The removing party must prove that there is absolutely no possibility that the plaintiff will be able to establish a cause of action against the in-state defendant in state court, or that there has been outright fraud in the plaintiff’s pleading of jurisdictional facts.
A determination of improper joinder must be based on an analysis of the causes of action alleged in the complaint at the time of removal.
Metropolitan correctly asserts that, under Texas law, an insured may have a valid cause of action against an insurance adjuster under the proper circumstances, but only if sufficient facts exist, and are pleaded, involving allegedly harmful conduct by the adjuster toward Plaintiff. For an adjuster to be held individually liable, they have to have committed some act that is prohibited by the Insurance Code, not just connected to an insurance company’s denial of coverage.
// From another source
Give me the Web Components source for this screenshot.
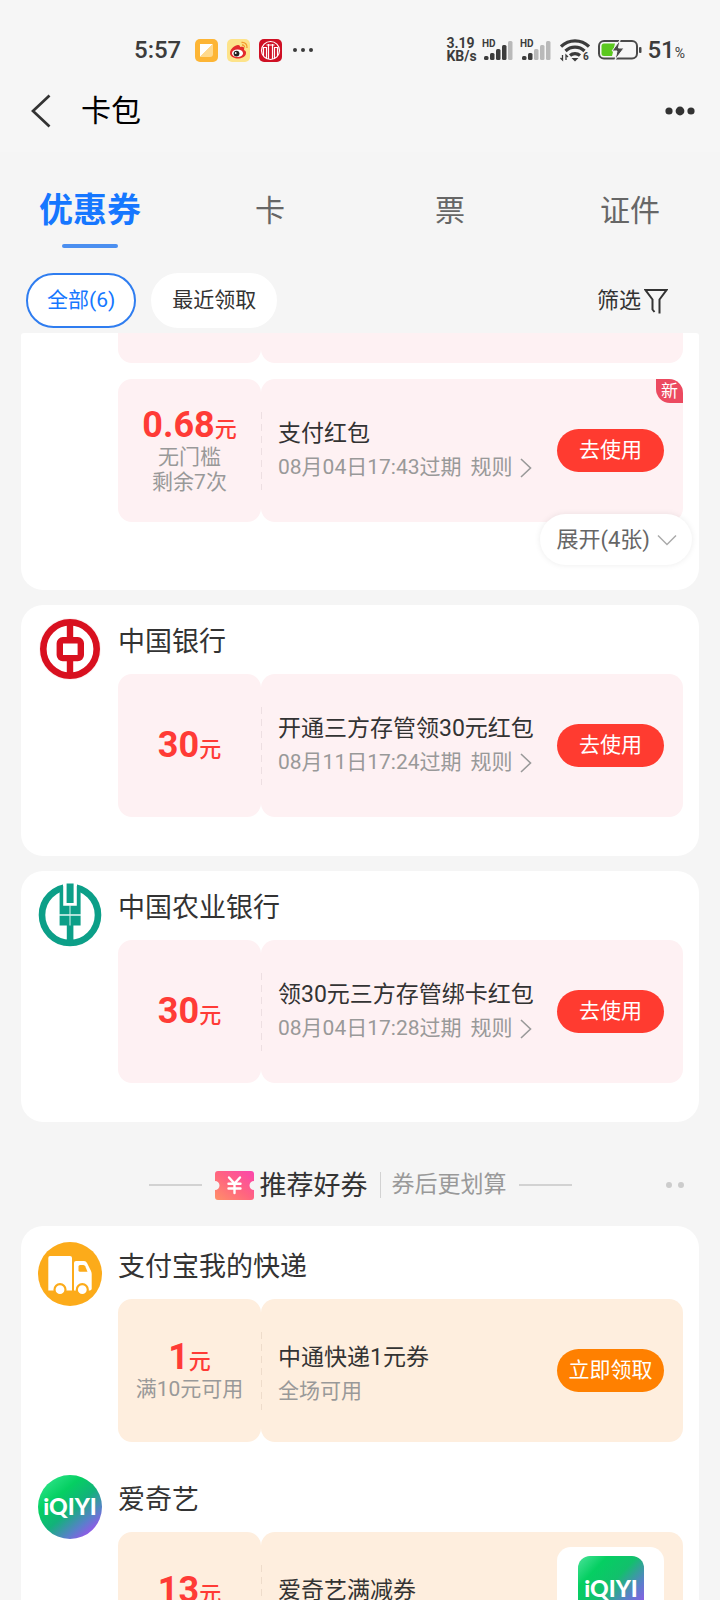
<!DOCTYPE html>
<html lang="zh-CN">
<head>
<meta charset="utf-8">
<meta name="viewport" content="width=device-width, initial-scale=1">
<title>卡包</title>
<style>
    body {
        margin: 0;
        height: 100vh;
        display: flex;
        flex-direction: column;
        background: #f5f5f5;
        color: #333;
        font-family: Roboto, "Noto Sans CJK SC", sans-serif;
    }
    main {
        flex: 1;
        min-height: 0;
        overflow-y: auto;
        scrollbar-width: none;
        padding: 0 21px;
    }
    coupon-card + coupon-card {
        margin-top: 15px;
    }
</style>
</head>
<body>
    <status-bar></status-bar>
    <app-header>卡包</app-header>
    <tab-bar>
        <tab-item selected>优惠券</tab-item>
        <tab-item>卡</tab-item>
        <tab-item>票</tab-item>
        <tab-item>证件</tab-item>
    </tab-bar>
    <filter-bar>
        <filter-chip selected>全部(6)</filter-chip>
        <filter-chip>最近领取</filter-chip>
    </filter-bar>
    <main>
        <coupon-card continued more="展开(4张)">
            <coupon-merchant continued>
                <coupon-ticket tail></coupon-ticket>
                <coupon-ticket amount="0.68" action="去使用" badge="新" rules>
                    <span slot="note">无门槛</span>
                    <span slot="note">剩余7次</span>
                    支付红包
                    <span slot="detail">08月04日17:43过期</span>
                </coupon-ticket>
            </coupon-merchant>
        </coupon-card>
        <coupon-card>
            <coupon-merchant name="中国银行" logo="boc">
                <coupon-ticket amount="30" action="去使用" rules>
                    开通三方存管领30元红包
                    <span slot="detail">08月11日17:24过期</span>
                </coupon-ticket>
            </coupon-merchant>
        </coupon-card>
        <coupon-card>
            <coupon-merchant name="中国农业银行" logo="abc">
                <coupon-ticket amount="30" action="去使用" rules>
                    领30元三方存管绑卡红包
                    <span slot="detail">08月04日17:28过期</span>
                </coupon-ticket>
            </coupon-merchant>
        </coupon-card>
        <section-title>
            推荐好券
            <span slot="aside">券后更划算</span>
        </section-title>
        <coupon-card offers>
            <coupon-merchant name="支付宝我的快递" logo="express">
                <coupon-ticket tone="orange" amount="1" action="立即领取">
                    <span slot="note">满10元可用</span>
                    中通快递1元券
                    <span slot="detail">全场可用</span>
                </coupon-ticket>
            </coupon-merchant>
            <coupon-merchant name="爱奇艺" logo="iqiyi">
                <coupon-ticket tone="orange" amount="13" product="iqiyi-app">
                    <span slot="note"></span>
                    爱奇艺满减券
                </coupon-ticket>
            </coupon-merchant>
        </coupon-card>
    </main>

<script>
(function () {
    'use strict';

    const base = `
        *, *::before, *::after { box-sizing: border-box; }
        button {
            margin: 0;
            padding: 0;
            border: 0;
            background: none;
            color: inherit;
            font: inherit;
            white-space: nowrap;
        }
        svg { display: block; flex: none; }
    `;

    class BaseElement extends HTMLElement {
        constructor () {
            super();
            this.attachShadow({ mode: 'open' });
        }

        connectedCallback () {
            const template = document.createElement('template');
            template.innerHTML = `<style>${base}${this.styles()}</style>${this.markup()}`;
            this.shadowRoot.replaceChildren(template.content.cloneNode(true));
        }

        styles () {
            return '';
        }

        markup () {
            return '<slot></slot>';
        }
    }

    const logos = {
        boc: `
            <svg width="64" height="64" viewBox="0 0 64 64">
                <circle cx="32" cy="32" r="31" fill="#fdf0f1"/>
                <circle cx="32" cy="32" r="26.7" fill="#fff" stroke="#d8101f" stroke-width="6.6"/>
                <path d="M32 4v18M32 42v18" stroke="#d8101f" stroke-width="6.4"/>
                <rect x="21.8" y="23.3" width="21" height="17.8" rx="3" fill="#fff" stroke="#d8101f" stroke-width="6.4"/>
            </svg>`,
        abc: `
            <svg width="64" height="64" viewBox="0 0 64 64">
                <circle cx="32" cy="32" r="28" fill="#fff" stroke="#0c9f88" stroke-width="6.6"/>
                <path d="M25 0h14v24H25z" fill="#fff"/>
                <path d="M21.6 5l3.6-2v19.8h13.6V3l3.8 2v26.4h-21zM21.6 32.6h21v10h-21zM28.6 .6h7V20h-7zM28.8 42h6.6v19h-6.6z" fill="#0c9f88"/>
                <path d="M32 22v20.5M21 32h22" stroke="#d9f3ee" stroke-width="1"/>
            </svg>`,
        express: `
            <svg width="64" height="64" viewBox="0 0 64 64">
                <circle cx="32" cy="32" r="32" fill="#fcab1a"/>
                <path d="M12 14h20q2 0 2 2v32.500H10.300V16q0-2 1.700-2z" fill="#fff"/>
                <path d="M36 48.500V21q0-2 2-2h8q2 0 3 2l4 8q.7 1.500.7 3v14.500q0 2-2 2z" fill="#fff"/>
                <path d="M40.500 24.500q0-1.500 1.500-1.500h3q1.500 0 2.200 1.300l2.300 5.400h-7.500q-1.500 0-1.500-1.500z" fill="#fcab1a"/>
                <circle cx="22" cy="47.700" r="5.500" fill="#fff" stroke="#fcab1a" stroke-width="2.200"/>
                <circle cx="44.300" cy="47.700" r="5.500" fill="#fff" stroke="#fcab1a" stroke-width="2.200"/>
            </svg>`,
        iqiyi: `
            <svg width="64" height="64" viewBox="0 0 64 64">
                <defs>
                    <linearGradient id="g" x1=".1" y1=".05" x2=".85" y2=".95">
                        <stop offset="0" stop-color="#2fe58a"/>
                        <stop offset=".3" stop-color="#05cf62"/>
                        <stop offset=".55" stop-color="#12b27a"/>
                        <stop offset=".8" stop-color="#5a7fcb"/>
                        <stop offset="1" stop-color="#a44cf2"/>
                    </linearGradient>
                </defs>
                <circle cx="32" cy="32" r="32" fill="url(#g)"/>
                <text x="32" y="40" text-anchor="middle" font-family="Lato, sans-serif" font-weight="900" font-size="23" fill="#fff">iQIYI</text>
            </svg>`,
        'iqiyi-app': `
            <svg width="66" height="66" viewBox="0 0 66 66">
                <defs>
                    <linearGradient id="g" x1="0" y1="0" x2=".95" y2=".9">
                        <stop offset="0" stop-color="#4be39a"/>
                        <stop offset=".25" stop-color="#05cf62"/>
                        <stop offset=".5" stop-color="#12c06c"/>
                        <stop offset=".75" stop-color="#5a7fcb"/>
                        <stop offset="1" stop-color="#a44cf2"/>
                    </linearGradient>
                </defs>
                <rect width="66" height="66" rx="12" fill="url(#g)"/>
                <text x="33" y="41" text-anchor="middle" font-family="Lato, sans-serif" font-weight="900" font-size="23" fill="#fff">iQIYI</text>
            </svg>`
    };

    class BrandLogo extends BaseElement {
        styles () {
            return ':host { display: block; }';
        }

        markup () {
            return logos[this.getAttribute('name')] || '';
        }
    }

    class StatusBar extends BaseElement {
        styles () {
            return `
                :host {
                    display: flex;
                    align-items: center;
                    justify-content: space-between;
                    height: 40px;
                    padding: 30px 35px 0 134px;
                    background: #f6f6f6;
                    color: #3c3c3c;
                    font-size: 24px;
                    font-weight: 500;
                }
                div { display: flex; align-items: center; }
                .apps { gap: 9px; margin-left: 14px; }
                .speed { display: block; width: 36px; font-size: 14px; line-height: 13px; font-weight: 700; }
                .wifi { margin: 0 8px 0 2px; }
                .percent { margin-left: 5px; }
                small { font-size: 14px; font-weight: 400; }
            `;
        }

        markup () {
            const bars = (active) => [4, 7, 11, 15, 19].map((h, i) =>
                `<rect x="${2 + i * 6}" y="${22 - h}" width="4.500" height="${h}" rx="1.500" fill="${i < active ? '#3c3c3c' : '#b9b9b9'}"/>`
            ).join('');
            const signal = (active) => `
                <svg width="38" height="24" viewBox="0 0 38 24">
                    ${bars(active)}
                    <text x="0" y="9" font-size="10" font-weight="700" fill="#3c3c3c" stroke="#f6f6f6" stroke-width="2" paint-order="stroke">HD</text>
                </svg>`;
            return `
                <div>
                    <span>5:57</span>
                    <div class="apps">
                        <svg width="23" height="23" viewBox="0 0 23 23">
                            <rect width="23" height="23" rx="5" fill="#fdb535"/>
                            <path d="M5 5h13L5 18z" fill="#fff"/>
                            <path d="M18 5v10q0 3-3 3H5z" fill="#ffd98c"/>
                        </svg>
                        <svg width="23" height="23" viewBox="0 0 23 23">
                            <rect width="23" height="23" rx="5" fill="#fde38a"/>
                            <path d="M3 14c0-4 5-8 8-8 2 0 2 1 2 2 3-1 5 0 4 3 2 1 2 2 2 3 0 4-5 5.500-8 5.500S3 18 3 14z" fill="#e32a2c"/>
                            <ellipse cx="10.500" cy="14.300" rx="5.500" ry="3.800" fill="#fff"/>
                            <circle cx="9.500" cy="14.600" r="2.900" fill="#222"/>
                            <circle cx="8.700" cy="14" r=".9" fill="#fff"/>
                            <path d="M14.500 3.500c3.500-.5 6 2 5.500 5.500M15 6c1.500-.2 2.800 1 2.500 2.500" fill="none" stroke="#f29a2e" stroke-width="1.300"/>
                        </svg>
                        <svg width="23" height="23" viewBox="0 0 23 23">
                            <rect width="23" height="23" rx="5" fill="#cf1024"/>
                            <g fill="none" stroke="#fff" stroke-width="1.200">
                                <circle cx="11.500" cy="11.500" r="9"/>
                                <path d="M4.500 17V8.500h3V19M9.500 20V5M13.500 20V5M18.500 17V8.500h-3V19M7.500 6h8"/>
                            </g>
                        </svg>
                        <svg width="24" height="6" viewBox="0 0 24 6" fill="#3c3c3c">
                            <circle cx="4" cy="3" r="2"/><circle cx="12" cy="3" r="2"/><circle cx="20" cy="3" r="2"/>
                        </svg>
                    </div>
                </div>
                <div>
                    <div class="speed">3.19<br>KB/s</div>
                    ${signal(4)}
                    ${signal(2)}
                    <svg class="wifi" width="30" height="24" viewBox="0 0 30 24">
                        <g fill="none" stroke="#3c3c3c" stroke-width="3.200">
                            <path d="M1 8.500a20 20 0 0 1 28 0M5.500 13a13.500 13.500 0 0 1 19 0M10 17.500a7.500 7.500 0 0 1 10 0"/>
                        </g>
                        <path d="M11.500 20h7L15 23.500z" fill="#3c3c3c"/>
                        <path d="M2.500 17v5l-2-2M6 22v-5l2 2" fill="none" stroke="#3c3c3c" stroke-width="1.300"/>
                        <text x="23" y="22" font-size="10" font-weight="700" fill="#3c3c3c">6</text>
                    </svg>
                    <svg width="44" height="22" viewBox="0 0 44 22">
                        <rect x="1" y="2" width="38" height="17.500" rx="5" fill="#f6f6f6" stroke="#4a4a4a" stroke-width="2"/>
                        <path d="M6 4.500h11l-3 12.500H6q-2.500 0-2.500-2.500V7q0-2.500 2.500-2.500z" fill="#5bc81f"/>
                        <path d="M22 1l-8 11h5l-2 9 9-12h-5.500z" fill="#4a4a4a" stroke="#f6f6f6" stroke-width="1"/>
                        <rect x="41" y="8" width="2.500" height="6" rx="1" fill="#4a4a4a"/>
                    </svg>
                    <div class="percent"><span>51<small>%</small></span></div>
                </div>
            `;
        }
    }

    class AppHeader extends BaseElement {
        styles () {
            return `
                :host {
                    display: flex;
                    align-items: center;
                    height: 82px;
                    padding: 0 24px 0 31px;
                    background: #f6f6f6;
                    color: #000;
                }
                h1 { flex: 1; margin: 0 0 0 30px; font-size: 30px; line-height: 40px; font-weight: 400; }
            `;
        }

        markup () {
            return `
                <button type="button" aria-label="返回">
                    <svg width="20" height="34" viewBox="0 0 20 34">
                        <path d="M18.500 1.500L2 17l16.500 15.500" fill="none" stroke="#333" stroke-width="2.700"/>
                    </svg>
                </button>
                <h1><slot></slot></h1>
                <button type="button" aria-label="更多">
                    <svg width="32" height="10" viewBox="0 0 32 10" fill="#333">
                        <circle cx="5" cy="5" r="3.600"/><circle cx="16" cy="5" r="4.400"/><circle cx="27" cy="5" r="3.600"/>
                    </svg>
                </button>
            `;
        }
    }

    class TabBar extends BaseElement {
        styles () {
            return `
                :host { display: block; padding: 33px 0 24px; }
                div { display: grid; grid-template-columns: repeat(4, 1fr); }
            `;
        }

        markup () {
            return '<div><slot></slot></div>';
        }
    }

    class TabItem extends BaseElement {
        styles () {
            return `
                :host { display: block; }
                button {
                    display: flex;
                    flex-direction: column;
                    align-items: center;
                    width: 100%;
                    gap: 8px;
                    color: #666;
                    font-size: 30px;
                    line-height: 51px;
                }
                button::after { content: ""; width: 56px; height: 4px; border-radius: 2px; }
                :host([selected]) button { color: #1677ff; font-size: 34px; font-weight: 700; }
                :host([selected]) button::after { background: #4b8ff0; }
            `;
        }

        markup () {
            return '<button type="button"><slot></slot></button>';
        }
    }

    class FilterBar extends BaseElement {
        styles () {
            return `
                :host {
                    display: flex;
                    align-items: center;
                    gap: 15px;
                    padding: 1px 52px 5px 26px;
                }
                button {
                    display: flex;
                    align-items: center;
                    gap: 3px;
                    margin-left: auto;
                    font-size: 22px;
                    line-height: 30px;
                }
            `;
        }

        markup () {
            return `
                <slot></slot>
                <button type="button">筛选
                    <svg width="24" height="26" viewBox="0 0 24 26">
                        <path d="M10.500 24L8.500 21.500V11.500L1.500 2h21l-7 9.500V25.500" fill="none" stroke="#333" stroke-width="2"/>
                    </svg>
                </button>
            `;
        }
    }

    class FilterChip extends BaseElement {
        styles () {
            return `
                :host { display: block; }
                button {
                    padding: 0 19px;
                    border: 2px solid #fff;
                    border-radius: 28px;
                    background: #fff;
                    font-size: 21px;
                    line-height: 51px;
                }
                :host([selected]) button { border-color: #2f7df0; color: #1677ff; }
            `;
        }

        markup () {
            return '<button type="button"><slot></slot></button>';
        }
    }

    class CouponCard extends BaseElement {
        styles () {
            return `
                :host {
                    display: flex;
                    flex-direction: column;
                    gap: 21px;
                    position: relative;
                    padding: 0 16px 39px 17px;
                    border-radius: 22px;
                    background: #fff;
                }
                :host([continued]) { padding-bottom: 68px; border-radius: 3px 3px 22px 22px; }
                :host([offers]) { padding-top: 4px; }
                .more {
                    position: absolute;
                    right: 7px;
                    bottom: 25px;
                    display: flex;
                    align-items: center;
                    gap: 7px;
                    height: 51px;
                    padding: 0 15px 0 16px;
                    border-radius: 26px;
                    background: #fff;
                    box-shadow: 0 0 6px rgba(0, 0, 0, .08);
                    color: #666;
                    font-size: 22px;
                    line-height: 30px;
                }
            `;
        }

        markup () {
            const more = this.getAttribute('more');
            return `
                <slot></slot>
                ${more ? `
                    <button class="more" type="button">${more}
                        <svg width="20" height="12" viewBox="0 0 20 12">
                            <path d="M1 1.500l9 9 9-9" fill="none" stroke="#aaa" stroke-width="1.500"/>
                        </svg>
                    </button>` : ''}
            `;
        }
    }

    class CouponMerchant extends BaseElement {
        styles () {
            return `
                :host {
                    display: grid;
                    grid-template-columns: 64px minmax(0, 1fr);
                    gap: 0 16px;
                    padding-top: 12px;
                }
                :host([continued]) { padding-top: 0; }
                h2 { margin: 0 0 7px; color: #333; font-size: 27px; line-height: 50px; font-weight: 400; }
                .tickets { display: flex; flex-direction: column; gap: 16px; }
            `;
        }

        markup () {
            const name = this.getAttribute('name');
            return `
                <div>${name ? `<brand-logo name="${this.getAttribute('logo')}"></brand-logo>` : ''}</div>
                <div>
                    ${name ? `<h2>${name}</h2>` : ''}
                    <div class="tickets"><slot></slot></div>
                </div>
            `;
        }
    }

    class CouponTicket extends BaseElement {
        styles () {
            return `
                :host {
                    --fill: #fef1f3;
                    --dash: #eddfe2;
                    --accent: #ff3b30;
                    display: grid;
                    grid-template-columns: 143px minmax(0, 1fr);
                    position: relative;
                    min-height: 143px;
                }
                :host([tone="orange"]) { --fill: #feeede; --dash: #eedccb; --accent: #ff8000; }
                .stub, .body { display: flex; border-radius: 14px; background: var(--fill); }
                :host([tail]) { min-height: 30px; }
                :host([tail]) .stub, :host([tail]) .body { border-radius: 0 0 14px 14px; }
                .stub {
                    flex-direction: column;
                    align-items: center;
                    justify-content: center;
                    padding-top: 3px;
                    color: #999;
                    font-size: 21px;
                    line-height: 25px;
                }
                .amount {
                    color: #ff3b36;
                    font-size: 22px;
                    font-weight: 500;
                    line-height: 31px;
                    white-space: nowrap;
                }
                .amount b { font-size: 36px; font-weight: 700; }
                ::slotted([slot="note"]) { display: block; min-height: 25px; }
                .body { align-items: center; justify-content: space-between; padding: 0 19px 0 17px; }
                .body::before {
                    content: "";
                    align-self: center;
                    width: 1px;
                    height: 78px;
                    margin: 0 16px 0 -17px;
                    background: repeating-linear-gradient(var(--dash) 0 7px, transparent 7px 12px);
                }
                :host([tail]) .body::before { content: none; }
                .text { flex: 1; min-width: 0; white-space: nowrap; }
                :host([tone="orange"]) .text { padding-top: 8px; }
                h3 { margin: 0; font-size: 23px; line-height: 34px; font-weight: 400; color: #333; }
                p {
                    display: flex;
                    align-items: center;
                    gap: 9px;
                    margin: 0;
                    min-height: 33px;
                    color: #999;
                    font-size: 21px;
                    line-height: 33px;
                }
                a { display: flex; align-items: center; gap: 7px; color: inherit; text-decoration: none; }
                .use {
                    width: 107px;
                    border-radius: 22px;
                    background: var(--accent);
                    color: #fff;
                    font-size: 21px;
                    line-height: 43px;
                }
                .product {
                    display: flex;
                    justify-content: center;
                    width: 107px;
                    height: 113px;
                    padding-top: 9px;
                    border-radius: 14px;
                    background: #fff;
                }
                .badge {
                    position: absolute;
                    top: 0;
                    right: 0;
                    width: 27px;
                    border-radius: 0 14px 0 14px;
                    background: #ec4a60;
                    color: #fff;
                    font-size: 17px;
                    line-height: 24px;
                    text-align: center;
                }
            `;
        }

        markup () {
            if (this.hasAttribute('tail')) {
                return '<div class="stub"></div><div class="body"></div>';
            }
            const action = this.getAttribute('action');
            const badge = this.getAttribute('badge');
            const product = this.getAttribute('product');
            return `
                <div class="stub">
                    <div class="amount"><b>${this.getAttribute('amount')}</b>元</div>
                    <slot name="note"></slot>
                </div>
                <div class="body">
                    <div class="text">
                        <h3><slot></slot></h3>
                        <p>
                            <slot name="detail"></slot>
                            ${this.hasAttribute('rules') ? `
                                <a href="#rules">规则
                                    <svg width="12" height="20" viewBox="0 0 12 20">
                                        <path d="M1 1l9.500 9L1 19" fill="none" stroke="#999" stroke-width="1.600"/>
                                    </svg>
                                </a>` : ''}
                        </p>
                    </div>
                    ${action ? `<button class="use" type="button">${action}</button>` : ''}
                    ${product ? `<div class="product"><brand-logo name="${product}"></brand-logo></div>` : ''}
                </div>
                ${badge ? `<span class="badge">${badge}</span>` : ''}
            `;
        }
    }

    class SectionTitle extends BaseElement {
        styles () {
            return `
                :host {
                    display: flex;
                    align-items: center;
                    justify-content: center;
                    position: relative;
                    height: 60px;
                    padding: 33px 0 11px;
                }
                .line { width: 53px; height: 2px; background: #d2d2d2; }
                .icon { margin: 0 6px 0 13px; }
                h2 { margin: 0; padding-top: 2px; font-size: 27px; font-weight: 400; line-height: 40px; }
                .aside {
                    margin: 0 12px;
                    padding-left: 11px;
                    border-left: 1px solid #d2d2d2;
                    color: #999;
                    font-size: 23px;
                    line-height: 26px;
                }
                .dots { position: absolute; right: 14px; }
            `;
        }

        markup () {
            return `
                <span class="line"></span>
                <svg class="icon" width="39" height="29" viewBox="0 0 39 29">
                    <defs>
                        <linearGradient id="g" x1="0" y1="1" x2="1" y2="0">
                            <stop offset="0" stop-color="#ff9068"/>
                            <stop offset=".5" stop-color="#ff6480"/>
                            <stop offset="1" stop-color="#fb45ae"/>
                        </linearGradient>
                    </defs>
                    <path d="M3 0h33q3 0 3 3v7a4.500 4.500 0 0 0 0 9v7q0 3-3 3H3q-3 0-3-3v-7a4.500 4.500 0 0 0 0-9V3q0-3 3-3z" fill="url(#g)"/>
                    <path d="M14 6.500l5.500 6 5.500-6M19.500 12.500V22M13.500 12.800h12M13.500 17.500h12" fill="none" stroke="#fff" stroke-width="2.400" stroke-linecap="round"/>
                </svg>
                <h2><slot></slot></h2>
                <span class="aside"><slot name="aside"></slot></span>
                <span class="line"></span>
                <svg class="dots" width="20" height="6" viewBox="0 0 20 6" fill="#ccc">
                    <circle cx="4" cy="3" r="3"/><circle cx="16" cy="3" r="3"/>
                </svg>
            `;
        }
    }

    window.customElements.define('brand-logo', BrandLogo);
    window.customElements.define('status-bar', StatusBar);
    window.customElements.define('app-header', AppHeader);
    window.customElements.define('tab-bar', TabBar);
    window.customElements.define('tab-item', TabItem);
    window.customElements.define('filter-bar', FilterBar);
    window.customElements.define('filter-chip', FilterChip);
    window.customElements.define('coupon-card', CouponCard);
    window.customElements.define('coupon-merchant', CouponMerchant);
    window.customElements.define('coupon-ticket', CouponTicket);
    window.customElements.define('section-title', SectionTitle);
})();
</script>
</body>
</html>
There are no such allegations in this case. Plaintiff’s Original Petition alleges only that Plaintiff was insured by Metropolitan, that Plaintiff’s insured property was damaged by wind or hail in April of 2014, that Plaintiff submitted a claim for that damage to Metropolitan, that Metropolitan utilized Tailored and Conrad to investigate the claim, and general allegations that Conrad was inadequately trained and failed to thoroughly investigate, conducted an outcome-oriented investigation, made misrepresentations and omissions and unfairly investigated the claim. Plaintiff alleges only boilerplate allegations that Tailored and Conrad were “improperly trained and failed to perform a thorough investigation of Plaintiff’s claims” and utilized “unfair settlement practices.” No additional facts are alleged. There are no factual allegations of misconduct on the part of Tailored or Conrad. The misrepresentation must be about the details of a policy, not the facts giving rise to a claim for coverage. General allegations that Conrad’s investigation caused Plaintiff harm because it resulted in an under evaluation of the claims is not sufficient because there are no factual allegations of independent conduct on Conrad’s part, which cause Plaintiff any harm.
The Court agrees that Plaintiff’s allegations against Tailored and Conrad have no basis in law or fact, and finds that Plaintiff has no possibility of establishing a valid cause of action against Tailored or Conrad. Plaintiff simply does not have plausible claims against Tailored or Conrad.